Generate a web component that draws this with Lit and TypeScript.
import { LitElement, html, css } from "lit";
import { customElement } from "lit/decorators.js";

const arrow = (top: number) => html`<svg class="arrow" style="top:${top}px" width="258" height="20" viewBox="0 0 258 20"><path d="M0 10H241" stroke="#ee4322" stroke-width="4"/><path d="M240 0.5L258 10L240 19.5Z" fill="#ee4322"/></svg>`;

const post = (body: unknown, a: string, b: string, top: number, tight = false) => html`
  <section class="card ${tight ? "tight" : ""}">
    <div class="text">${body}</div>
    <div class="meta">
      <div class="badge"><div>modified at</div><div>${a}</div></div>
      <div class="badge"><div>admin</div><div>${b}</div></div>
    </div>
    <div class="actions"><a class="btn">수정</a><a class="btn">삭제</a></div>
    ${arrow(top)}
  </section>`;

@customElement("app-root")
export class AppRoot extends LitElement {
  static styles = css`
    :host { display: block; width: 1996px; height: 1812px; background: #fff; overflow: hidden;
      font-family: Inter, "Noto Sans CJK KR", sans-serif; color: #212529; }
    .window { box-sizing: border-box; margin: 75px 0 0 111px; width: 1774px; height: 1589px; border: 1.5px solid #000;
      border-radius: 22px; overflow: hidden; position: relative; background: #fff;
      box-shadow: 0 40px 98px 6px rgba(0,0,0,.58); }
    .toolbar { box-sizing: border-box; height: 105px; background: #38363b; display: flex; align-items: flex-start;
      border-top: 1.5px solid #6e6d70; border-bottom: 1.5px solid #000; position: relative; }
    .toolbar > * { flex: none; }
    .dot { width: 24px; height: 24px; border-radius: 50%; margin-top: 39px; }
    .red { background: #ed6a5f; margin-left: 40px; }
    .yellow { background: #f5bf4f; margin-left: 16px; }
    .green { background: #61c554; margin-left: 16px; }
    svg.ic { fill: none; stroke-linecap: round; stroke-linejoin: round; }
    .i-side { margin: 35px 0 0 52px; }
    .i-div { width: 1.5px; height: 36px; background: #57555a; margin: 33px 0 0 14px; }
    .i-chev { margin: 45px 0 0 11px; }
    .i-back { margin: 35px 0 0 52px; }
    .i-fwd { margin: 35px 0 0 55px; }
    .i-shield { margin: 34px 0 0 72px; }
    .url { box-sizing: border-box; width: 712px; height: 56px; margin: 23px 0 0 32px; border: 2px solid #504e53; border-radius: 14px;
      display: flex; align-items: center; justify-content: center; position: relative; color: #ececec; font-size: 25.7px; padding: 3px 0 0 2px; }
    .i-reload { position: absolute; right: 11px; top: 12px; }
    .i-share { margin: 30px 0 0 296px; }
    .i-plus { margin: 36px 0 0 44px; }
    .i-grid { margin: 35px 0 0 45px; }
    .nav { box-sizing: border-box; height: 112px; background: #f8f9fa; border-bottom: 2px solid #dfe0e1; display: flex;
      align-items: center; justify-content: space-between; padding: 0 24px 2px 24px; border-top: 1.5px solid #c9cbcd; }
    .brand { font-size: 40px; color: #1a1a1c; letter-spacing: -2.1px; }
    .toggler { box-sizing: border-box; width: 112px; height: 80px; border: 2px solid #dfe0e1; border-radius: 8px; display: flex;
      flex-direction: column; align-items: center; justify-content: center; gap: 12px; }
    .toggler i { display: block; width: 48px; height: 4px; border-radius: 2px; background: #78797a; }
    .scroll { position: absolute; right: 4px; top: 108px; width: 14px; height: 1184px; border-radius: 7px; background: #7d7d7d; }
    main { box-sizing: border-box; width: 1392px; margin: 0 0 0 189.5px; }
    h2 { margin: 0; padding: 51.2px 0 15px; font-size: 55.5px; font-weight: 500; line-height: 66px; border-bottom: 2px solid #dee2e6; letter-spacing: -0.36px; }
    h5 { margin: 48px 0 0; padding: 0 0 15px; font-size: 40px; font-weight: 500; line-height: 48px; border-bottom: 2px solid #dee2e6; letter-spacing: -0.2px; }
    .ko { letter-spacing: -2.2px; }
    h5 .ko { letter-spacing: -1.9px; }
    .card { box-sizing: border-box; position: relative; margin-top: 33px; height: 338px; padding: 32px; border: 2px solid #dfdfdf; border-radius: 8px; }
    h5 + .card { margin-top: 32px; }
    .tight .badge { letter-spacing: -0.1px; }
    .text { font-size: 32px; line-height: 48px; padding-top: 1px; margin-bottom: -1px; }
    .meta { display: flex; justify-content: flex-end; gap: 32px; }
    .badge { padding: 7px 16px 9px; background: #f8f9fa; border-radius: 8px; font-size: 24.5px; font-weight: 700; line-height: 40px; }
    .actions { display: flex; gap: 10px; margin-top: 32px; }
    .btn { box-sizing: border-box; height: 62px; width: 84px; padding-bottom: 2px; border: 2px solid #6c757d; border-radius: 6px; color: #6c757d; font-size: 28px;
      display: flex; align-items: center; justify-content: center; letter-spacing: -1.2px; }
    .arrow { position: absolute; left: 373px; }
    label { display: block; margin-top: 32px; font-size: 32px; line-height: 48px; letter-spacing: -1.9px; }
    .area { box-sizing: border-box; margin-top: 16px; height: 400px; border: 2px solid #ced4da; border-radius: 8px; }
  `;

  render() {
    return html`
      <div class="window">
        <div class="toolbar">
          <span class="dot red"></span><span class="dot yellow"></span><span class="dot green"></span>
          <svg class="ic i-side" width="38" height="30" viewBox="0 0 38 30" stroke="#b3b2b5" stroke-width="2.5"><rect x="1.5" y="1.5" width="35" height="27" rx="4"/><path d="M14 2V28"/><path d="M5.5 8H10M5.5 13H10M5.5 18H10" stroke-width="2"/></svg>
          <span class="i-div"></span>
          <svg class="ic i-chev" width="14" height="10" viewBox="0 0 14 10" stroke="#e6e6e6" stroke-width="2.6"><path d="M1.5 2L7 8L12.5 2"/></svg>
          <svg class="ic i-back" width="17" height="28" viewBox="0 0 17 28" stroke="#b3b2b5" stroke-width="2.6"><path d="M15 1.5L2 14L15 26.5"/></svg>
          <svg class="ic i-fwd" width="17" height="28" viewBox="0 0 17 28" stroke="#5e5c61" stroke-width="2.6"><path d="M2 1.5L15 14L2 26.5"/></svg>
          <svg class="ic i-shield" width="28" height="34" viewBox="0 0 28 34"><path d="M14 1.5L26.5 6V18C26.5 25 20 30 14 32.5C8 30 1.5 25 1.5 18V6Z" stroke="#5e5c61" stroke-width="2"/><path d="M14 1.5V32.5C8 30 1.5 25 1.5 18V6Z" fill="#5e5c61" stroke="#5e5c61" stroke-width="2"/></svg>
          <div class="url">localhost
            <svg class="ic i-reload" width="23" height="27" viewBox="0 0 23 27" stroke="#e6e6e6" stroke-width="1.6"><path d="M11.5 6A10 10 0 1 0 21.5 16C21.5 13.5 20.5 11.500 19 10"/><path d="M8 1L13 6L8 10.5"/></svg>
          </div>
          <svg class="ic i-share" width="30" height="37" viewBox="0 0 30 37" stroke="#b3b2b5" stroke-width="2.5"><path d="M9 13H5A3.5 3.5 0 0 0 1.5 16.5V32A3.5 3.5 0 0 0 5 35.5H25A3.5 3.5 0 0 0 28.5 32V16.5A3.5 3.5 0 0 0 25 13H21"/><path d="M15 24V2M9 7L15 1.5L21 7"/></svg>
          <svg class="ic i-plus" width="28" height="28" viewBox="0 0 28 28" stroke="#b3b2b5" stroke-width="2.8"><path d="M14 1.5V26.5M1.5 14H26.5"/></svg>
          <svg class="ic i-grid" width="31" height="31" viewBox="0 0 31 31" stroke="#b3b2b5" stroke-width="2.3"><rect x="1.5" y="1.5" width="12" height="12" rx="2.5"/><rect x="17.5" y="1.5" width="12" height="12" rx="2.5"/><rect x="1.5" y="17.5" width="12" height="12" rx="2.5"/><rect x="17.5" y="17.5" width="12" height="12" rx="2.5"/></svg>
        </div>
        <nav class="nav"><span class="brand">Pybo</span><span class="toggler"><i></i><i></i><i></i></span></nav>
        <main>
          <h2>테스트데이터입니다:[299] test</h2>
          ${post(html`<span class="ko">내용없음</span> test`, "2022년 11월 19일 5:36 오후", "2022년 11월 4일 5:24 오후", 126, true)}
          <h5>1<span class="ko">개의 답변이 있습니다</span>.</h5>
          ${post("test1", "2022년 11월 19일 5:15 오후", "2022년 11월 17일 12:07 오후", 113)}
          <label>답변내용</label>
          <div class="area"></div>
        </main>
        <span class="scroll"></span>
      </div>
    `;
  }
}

==*==

Problem =
Print the material above verbatim, first line through the line containing "const arrow = (top: number)", both included.

Response to this exercise =
Generate a web component that draws this with Lit and TypeScript.
import { LitElement, html, css } from "lit";
import { customElement } from "lit/decorators.js";

const arrow = (top: number) => html`<svg class="arrow" style="top:${top}px" width="258" height="20" viewBox="0 0 258 20"><path d="M0 10H241" stroke="#ee4322" stroke-width="4"/><path d="M240 0.5L258 10L240 19.5Z" fill="#ee4322"/></svg>`;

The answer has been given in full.